Claus, who became Metro’s head of security in January, said reforms already are underway. Those include upgrading the Transit Services Bureau into a full-fledged sheriff’s division with its own chief, to whom Claus now reports. That move, effective July 1, will give structure to the team and enable it to advocate more effectively for staff resources, Claus said. It also may be a morale-booster for deputies assigned to the transit beat, which the audit said has been considered undesirable or even punitive by some within the department.
“By making it its own division, probably 20 people have removed their transfer requests,” Claus said.

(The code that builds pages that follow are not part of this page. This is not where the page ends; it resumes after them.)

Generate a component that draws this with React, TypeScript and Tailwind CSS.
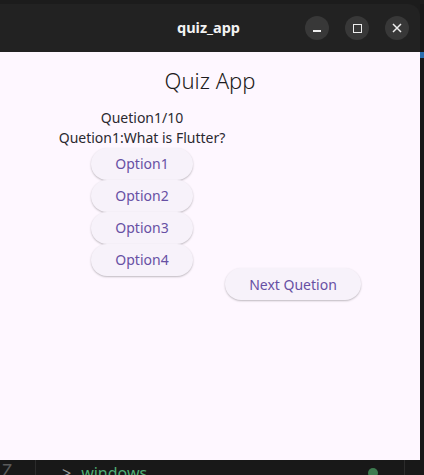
import React from "react";

const options = ["Option1", "Option2", "Option3", "Option4"];

const WindowButton: React.FC<{ children: React.ReactNode }> = ({ children }) => (
  <div className="w-[24px] h-[24px] rounded-full bg-[#383838] flex items-center justify-center">
    {children}
  </div>
);

export default function App() {
  return (
    <div className="w-[424px] h-[475px] bg-[#1c1c1c] flex flex-col overflow-hidden font-['Noto_Sans',sans-serif]">
      <div className="h-[4px] shrink-0" />
      <div className="flex flex-1 min-h-0">
        <div className="w-[420px] flex flex-col">
          {/* title bar */}
          <div className="h-[48px] shrink-0 bg-[#222222] rounded-tr-[12px] flex items-center relative">
            <div className="flex-1 text-center text-[14.5px] font-bold text-[#f2f2f2] pr-[3px]">
              quiz_app
            </div>
            <div className="absolute right-[11px] top-[12px] flex gap-[16px]">
              <WindowButton>
                <div className="w-[8px] h-[1.5px] bg-[#eeeeee] mt-[6px]" />
              </WindowButton>
              <WindowButton>
                <div className="w-[9px] h-[9px] border-[1.5px] border-[#eeeeee]" />
              </WindowButton>
              <WindowButton>
                <svg width="10" height="10" viewBox="0 0 10 10">
                  <path d="M1 1L9 9M9 1L1 9" stroke="#eeeeee" strokeWidth="1.5" />
                </svg>
              </WindowButton>
            </div>
          </div>

          {/* app content */}
          <div className="flex-1 bg-[#fef7ff] flex flex-col">
            <div className="h-[56px] flex items-center justify-center text-[22px] text-[#1d1b20] font-light">
              Quiz App
            </div>
            <div className="flex items-start">
              <div className="ml-[59px] w-[166px] flex flex-col items-center text-[14px] leading-[20px] text-[#2b2930]">
                <div>Quetion1/10</div>
                <div className="whitespace-nowrap">Quetion1:What is Flutter?</div>
                {options.map((o) => (
                  <div
                    key={o}
                    className="w-[102px] h-[32px] rounded-full bg-[#f7f2fa] shadow-[0_1px_2px_rgba(0,0,0,0.25)] flex items-center justify-center text-[#6750a4]"
                  >
                    {o}
                  </div>
                ))}
              </div>
              <div className="mt-[160px] w-[136px] h-[32px] rounded-full bg-[#f7f2fa] shadow-[0_1px_2px_rgba(0,0,0,0.25)] flex items-center justify-center text-[14px] text-[#6750a4]">
                Next Quetion
              </div>
            </div>
          </div>
        </div>
        {/* right edge of editor behind */}
        <div className="w-[4px] bg-[#181818] flex flex-col">
          <div className="h-[48px]" />
          <div className="h-[6px] bg-[#2a6fb0]" />
        </div>
      </div>

      {/* editor behind the window */}
      <div className="h-[15px] shrink-0 bg-[#181818] flex relative overflow-hidden">
        <div className="w-[36px] border-r border-[#2b2b2b] text-[#5a5a5a] text-[18px] leading-[18px] pl-[2px] pt-[1px]">
          Z
        </div>
        <div className="flex-1 flex pl-[26px] pt-[4px] text-[16px] leading-[18px]">
          <span className="text-[#9a9a9a] mr-[10px]">&gt;</span>
          <span className="text-[#4fae74]">windows</span>
        </div>
        <div className="absolute left-[368px] top-[8px] w-[10px] h-[10px] rounded-full bg-[#3d7a4f]" />
        <div className="w-[20px] border-l border-[#2b2b2b]" />
      </div>
    </div>
  );
}
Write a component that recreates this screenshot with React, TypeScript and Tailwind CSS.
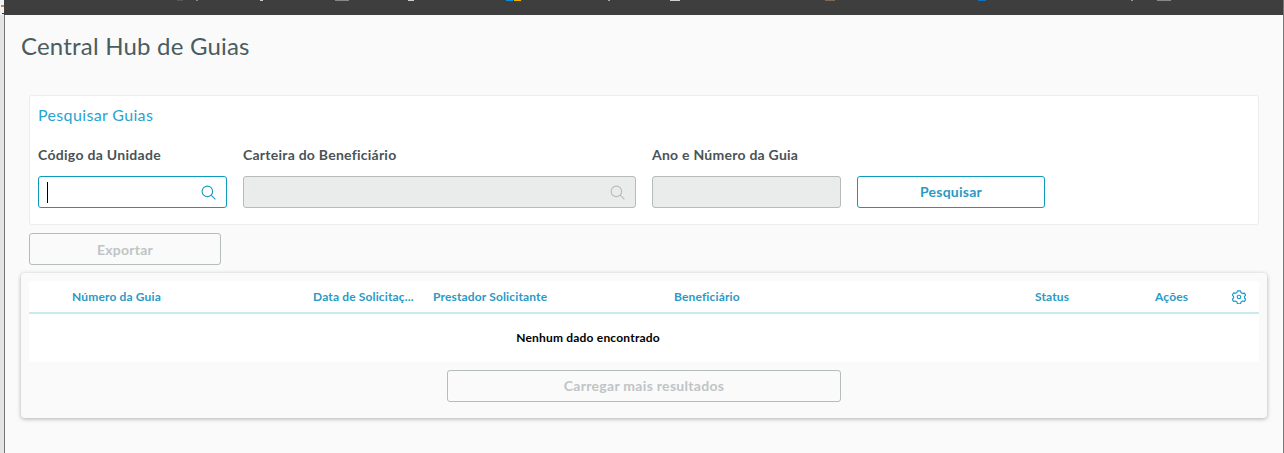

The audit comes as the sheriff’s Metro contract—by far the department’s largest—is up for renewal. The new contract will likely be worth more than $400 million over five years, the report said. The department currently is working under a $42 million six-month contract extension that expires on Dec. 31.

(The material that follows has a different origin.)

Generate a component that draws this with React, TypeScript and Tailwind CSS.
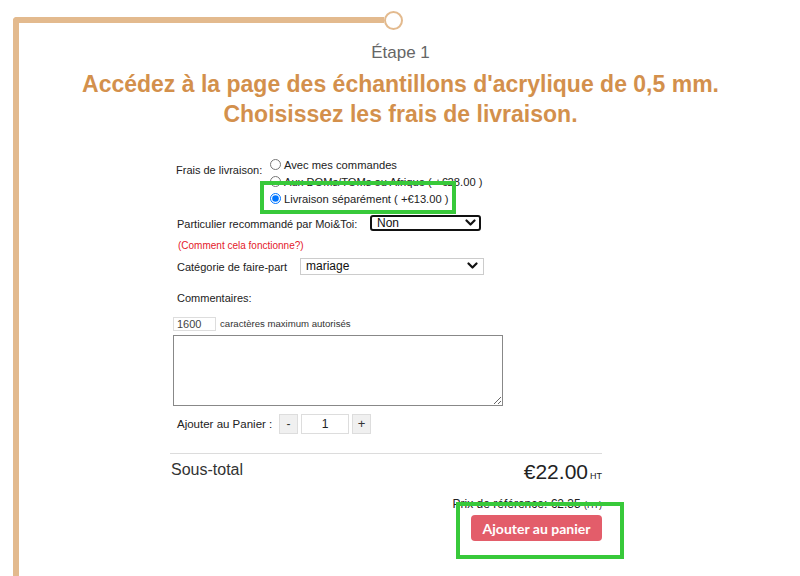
import React from "react";

function Chevron() {
    return (
        <svg width="11" height="8" viewBox="0 0 11 8" className="shrink-0">
            <polyline points="1.5,1.5 5.5,5.5 9.5,1.5" fill="none" stroke="#111" strokeWidth="2.2" strokeLinecap="round" strokeLinejoin="round" />
        </svg>
    );
}

function Radio({ checked, label }: { checked?: boolean; label: string }) {
    return (
        <label className="flex items-center h-[17px] gap-[3px]">
            <input type="radio" name="livraison" defaultChecked={checked} className="m-0 w-[11px] h-[11px] accent-[#0075ff]" />
            <span className="text-[11.2px] text-[#222] leading-[14px] whitespace-nowrap">{label}</span>
        </label>
    );
}

export default function App() {
    return (
        <div className="relative w-[800px] h-[576px] overflow-hidden bg-white font-['Liberation_Sans',Arial,sans-serif]">
            {/* step frame */}
            <div className="ml-[13px] mt-[17px] border-l-[6px] border-[#e3ba8e] rounded-tl-[4px] pb-[40px]">
                <div className="-ml-[6px] flex items-center h-[6px]">
                    <div className="w-[371px] h-[6px] bg-[#e3ba8e] rounded-tl-[4px]" />
                    <div className="w-[19px] h-[19px] shrink-0 rounded-full border-2 border-[#e3ba8e] bg-white" />
                </div>

                <div className="pr-[18px] flex flex-col items-center">
                    <div className="mt-[20px] text-[17px] leading-[20px] text-[#666]">Étape 1</div>
                    <h1 className="mt-[6px] text-center text-[23px] leading-[30px] font-bold text-[#d3904c]">
                        Accédez à la page des échantillons d'acrylique de 0,5 mm.
                        <br />
                        Choisissez les frais de livraison.
                    </h1>
                </div>

                <div className="ml-[151px] w-[432px] mt-[27px] text-[#222]">
                    <div className="flex items-start">
                        <div className="w-[100px] pl-[6px] pt-[7px] text-[11px] leading-[14px] whitespace-nowrap">Frais de livraison:</div>
                        <div className="flex flex-col">
                            <Radio label="Avec mes commandes" />
                            <Radio label="Aux DOMs/TOMs ou Afrique ( +€28.00 )" />
                            <Radio checked label="Livraison séparément ( +€13.00 )" />
                        </div>
                    </div>

                    <div className="mt-[7px] flex items-center">
                        <div className="w-[200px] pl-[7px] pt-[2px] text-[11px] leading-[16px] whitespace-nowrap">Particulier recommandé par Moi&amp;Toi:</div>
                        <div className="w-[111px] h-[16px] border-2 border-[#111] rounded-[3px] flex items-center justify-between pl-[5px] pr-[3px]">
                            <span className="text-[12px] leading-[12px] text-[#111]">Non</span>
                            <Chevron />
                        </div>
                    </div>

                    <div className="mt-[8px] pl-[8px] text-[10px] leading-[12px] text-[#e4202a]">(Comment cela fonctionne?)</div>

                    <div className="mt-[5px] flex items-center">
                        <div className="w-[130px] pl-[7px] pt-[2px] text-[11px] leading-[16px] whitespace-nowrap">Catégorie de faire-part</div>
                        <div className="w-[184px] h-[17px] border border-[#ccc] flex items-center justify-between pl-[5px] pr-[5px]">
                            <span className="text-[12px] leading-[14px] text-[#111]">mariage</span>
                            <Chevron />
                        </div>
                    </div>

                    <div className="mt-[16px] pl-[7px] text-[11px] leading-[14px]">Commentaires:</div>

                    <div className="mt-[12px] pl-[3px] flex items-center gap-[4px]">
                        <div className="w-[43px] h-[14px] border border-[#ddd] pl-[3px] text-[11px] leading-[12px] text-[#444]">1600</div>
                        <span className="text-[9.6px] leading-[12px] text-[#333]">caractères maximum autorisés</span>
                    </div>

                    <textarea className="block mt-[4px] ml-[3px] w-[330px] h-[71px] border border-[#888] resize-y" />

                    <div className="mt-[8px] flex items-center h-[20px]">
                        <div className="w-[109px] pl-[7px] text-[11.5px] leading-[14px] whitespace-nowrap">Ajouter au Panier :</div>
                        <div className="flex gap-[3px]">
                            <button className="w-[19px] h-[20px] bg-[#f0f0f0] border border-[#ddd] text-[12px] leading-[12px] text-[#333]">-</button>
                            <div className="w-[48px] h-[20px] border border-[#ddd] flex items-center justify-center text-[12px] text-[#222]">1</div>
                            <button className="w-[19px] h-[20px] bg-[#f0f0f0] border border-[#ddd] text-[13px] leading-[12px] text-[#333]">+</button>
                        </div>
                    </div>

                    <div className="mt-[19px] h-px bg-[#dcdcdc]" />

                    <div className="mt-[6px] flex items-start justify-between">
                        <span className="pl-[1px] text-[16px] leading-[20px] text-[#333]">Sous-total</span>
                        <span className="flex items-baseline gap-[2px] text-[#222]">
                            <span className="text-[21px] leading-[24px]">€22.00</span>
                            <span className="text-[9px]">HT</span>
                        </span>
                    </div>

                    <div className="mt-[13px] flex justify-end items-baseline text-[12px] leading-[14px] text-[#222]">
                        Prix de référence: €2.35&nbsp;<span className="text-[9px]">(HT)</span>
                    </div>

                    <div className="mt-[3px] flex justify-end">
                        <button className="w-[131px] h-[26px] rounded-[4px] bg-[#e35d6a] text-white text-[14px] font-bold font-['Lato',sans-serif]">
                            Ajouter au panier
                        </button>
                    </div>
                </div>
            </div>

            {/* annotation boxes */}
            <div className="absolute left-[260px] top-[181px] w-[196px] h-[33px] border-4 border-[#38c93a] pointer-events-none" />
            <div className="absolute left-[456px] top-[502px] w-[168px] h-[57px] border-4 border-[#38c93a] pointer-events-none" />
        </div>
    );
}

The audit covered five years beginning July 1, 2009 and found lots of room for improvement. Among its findings:
- Critical information—such as up-to-date blueprints and maps of station layouts—needed in the event of an attack on Metro’s transit system has not been shared with key tactical response units within the sheriff’s department. (Claus, a former SWAT officer and commander, said an effort to provide up-to-date, digitized information is underway, but insisted that the sheriff’s units in question already are familiar with Metro facilities.)
- The transit security operation has operated with high levels of vacancies and too often sends in substitute staff without the necessary transit expertise.
- The department has double-billed for some supervisors’ time; billed Metro at the full rate even when managerial, supervisorial and support positions went vacant; failed to provide enough backup documentation of time being worked; and in fiscal 2011 submitted bills of $59,368 above the maximum amount allowed under the contract.
- Customer complaints against deputies often are not processed on time, and deputies with multiple complaints against them usually aren’t routed into the department’s “performance mentoring program.” (Claus said a backlog stretching to 2010 has now been eliminated.)
- Mobile phone validators used by deputies to check patrons’ TAP cards are technologically inadequate and can’t be used for basic crime-fighting tasks, such as looking for outstanding warrants when people are stopped for fare checks. Better fare-validation devices are being developed, the audit said, but other issues involving checking TAP cards remain unresolved—notably the question of whether that duty should be handled primarily by Metro’s own security staff rather than sworn deputies.
- Crime reporting and response time statistics are not being appropriately reported. (The department has switched, as recommended, to the FBI’s Uniform Crime Reporting standards, Claus said. He said the department disagrees, however, with a recommended change in reporting response times that would start the clock running when a Metro operator receives a call—not when it reaches the sheriff’s department.)
But, according to the sheriff’s department, that finding overlooks a notable recent success story.
“Deputies have made tremendous strides in cleaning up Union Station; examining and solving delicate homeless rights issues, solving quality of life issues, making the area a cleaner, hazard-free experience for patrons, etc.,” according to the official response to the audit from interim Sheriff John Scott. “More is to be done, but to say that great strides have not been obtained would simply not be reflective of the current status.”
As for Metro, the audit found that the agency has failed to set forth adequate contractual requirements for the sheriff’s department, and has been lax about keeping tabs on the requirements that are in place.
In a response to the audit, Duane Martin, the agency’s deputy executive officer for project management, wrote that his department is asking for more staff to provide better contract oversight. He said Metro also will seek to modify its existing contract to enable it to seek damages if the sheriff doesn’t live up to specified performance targets—including crime reduction and continuity of staffing—and will write that into the next contract as well.
Beyond the audit, Metro CEO Leahy said he also has ordered a peer review of his agency’s security services by the American Public Transportation Association. Those findings will be examined, along with the audit, by Metro’s board this fall.
There is debate about how big a role deputies should play in fare enforcement.